= Montreal Island School Council =

Canadian education organization, 1973–2002

The Montreal Island School Council was an administrative organization in the education system of Montreal, Quebec, Canada. It was created by the government of Quebec in 1973 and abolished in 2002.

The council was established by the government of Robert Bourassa to administer the education reforms that would follow passage of Quebec's Official Language Act. Council members were initially appointed by the provincial government, although in later years they were appointed by the various school boards on the Island of Montreal. By the end of the council's existence, its primary responsibility was to facilitate tax collection and distribute revenue to schools with low-income students. Its budget in 2002 was $5.4 million, of which $2.2 million was directed toward tax collection.

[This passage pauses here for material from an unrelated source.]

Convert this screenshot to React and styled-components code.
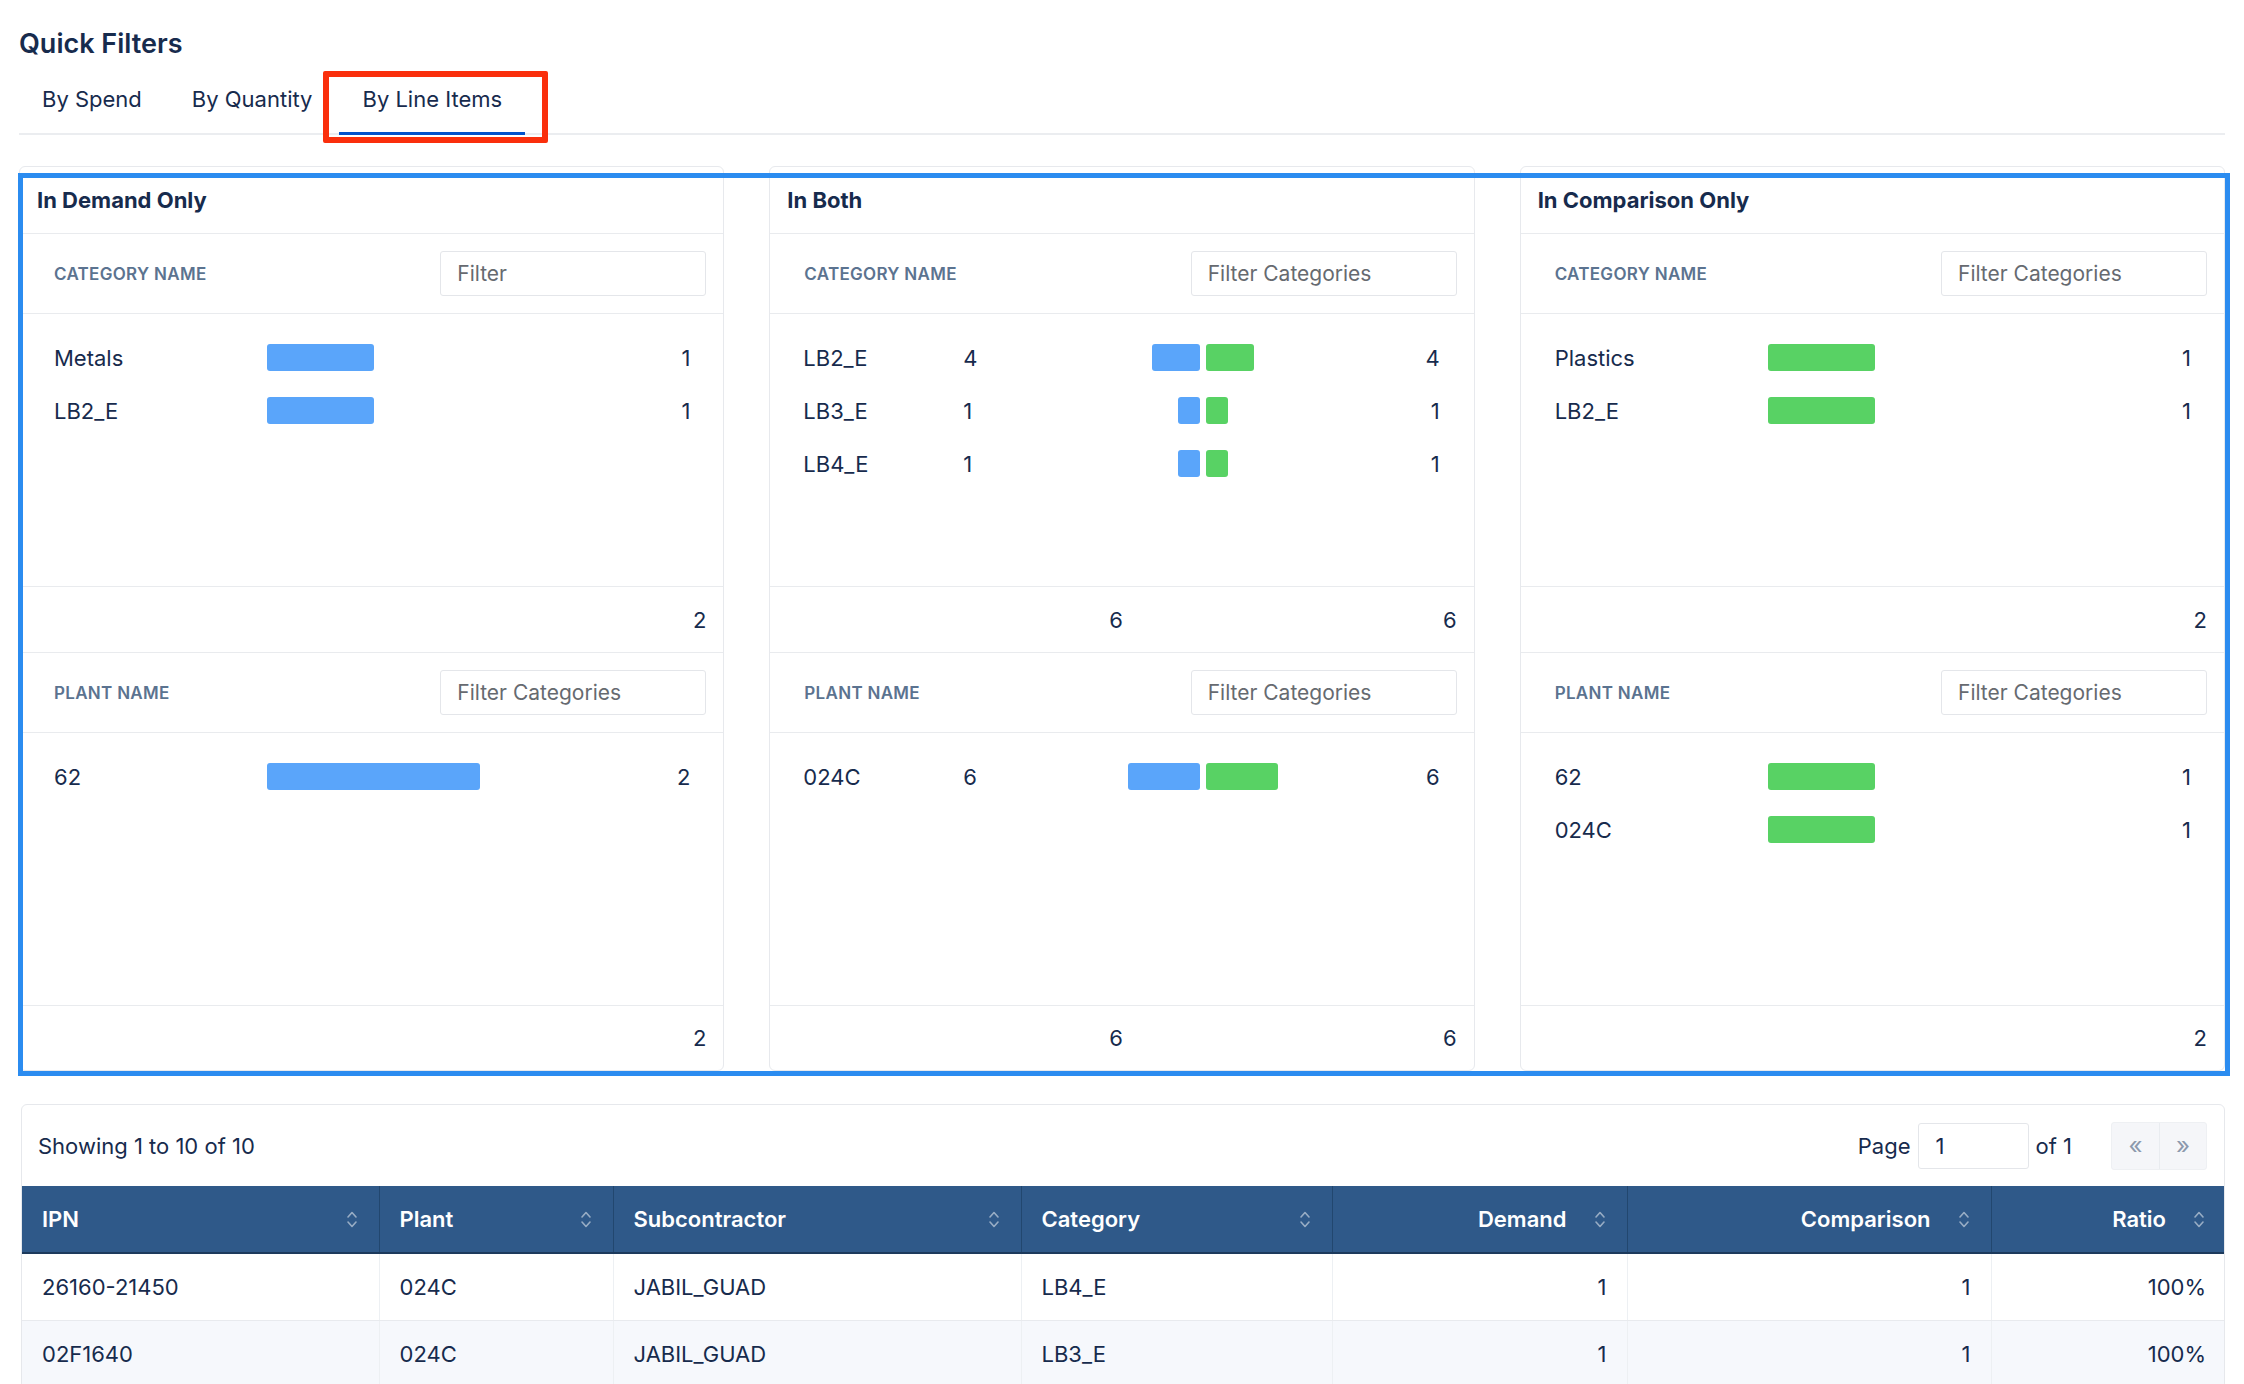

In late 2002, Education minister Sylvain Simard oversaw passage of a bill abolishing the council and replacing it with a seven-member committee comprising the directors-general of Montreal's five school boards and two representatives of the province's education department. Some council members charged that Simard's decision was intended as punishment for the council's refusal the previous year to implement a provincial directive to raise taxes. Simard rejected this, arguing that the council's abolition would save $900,000 and that the replacement committee could better facilitate the redistribution of funds. He also noted that the Commission scolaire de Montréal and the Commission scolaire de la Pointe-de-l'Île had previously called for the council to be abolished.